Adam Hartzell: SF Shorts Festival

After an August with comparatively few film festivals here on Frisco Bay, September is bringing the beginnings of an Autumn onslaught of them. Though the September staple Madcat Women's Film Festival is transitioning from a Frisco Bay-based event to a national touring program this year, a screening on Sept. 16 of festival favorite filmmakers including Kerry Laitala, Samara Halperin & others carries the tradition of El Rio outdoor music & film forward in 2009. The 2nd Annual Iranian Film Festival runs September 19-20 at the SF Art Institute. In San Rafael, the Global Lens Film Series runs September 25th through October 7th, after which the Christopher B. Smith Rafael Film Center becomes one of the venues for the Mill Valley Film Festival. The 32nd annual program for the latter festival will not be fully revealed for another week, but in the meantime the festival has begun teasing us with announced special guest appearances: Clive Owen will be in Marin for the opening night screening of the Boys are Back, and French New Wave icon Anna Karina will be on hand to present her scarcely-seen recent directorial effort, Victoria on October 16th. Jean-Luc Godard's muse will also be represented at the festival by an October 13th showing of one of their most well-known collaborations, Pierrot Le Fou.

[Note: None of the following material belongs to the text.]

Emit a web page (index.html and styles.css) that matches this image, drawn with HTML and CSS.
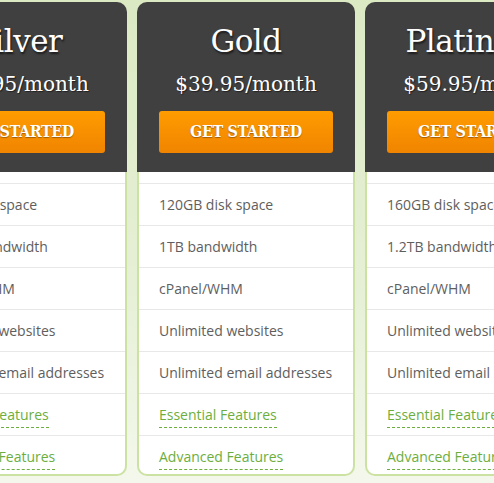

But before all this, the Red Vic is just about to play host to the 4th Annual SF Shorts festival, featuring six programs of short films over the next four days. Arya Ponto has a written brief write-up on the program. Here at Hell On Frisco Bay, Adam Hartzell has also previewed a few of the offerings and provides his take:


There’s a wonderful moment of Deaf storytelling that takes place in Cynthia Mitchell and Robert Arnold’s short All Animals. It goes on at length sans subtitles and is mesmerizing. Just a young Deaf woman (actress Sheena McFeely) sitting on the back of a pick-up truck signing with her whole upper body and the space that surrounds it, including the facial expressions so important to all Sign Languages, and the authentic Deaf voice John S. Schuchman has noted is so important to (Hearing) Children of Deaf Adults (aka CoDAs). It truly takes over the film, levitating the viewer trance-like into a completely different film from the larger short film that surrounds it. All Animals involved one of the California Schools for the Deaf. Perhaps the focus on Deaf storytelling germinated from this collaboration or was the very reason for this collaboration.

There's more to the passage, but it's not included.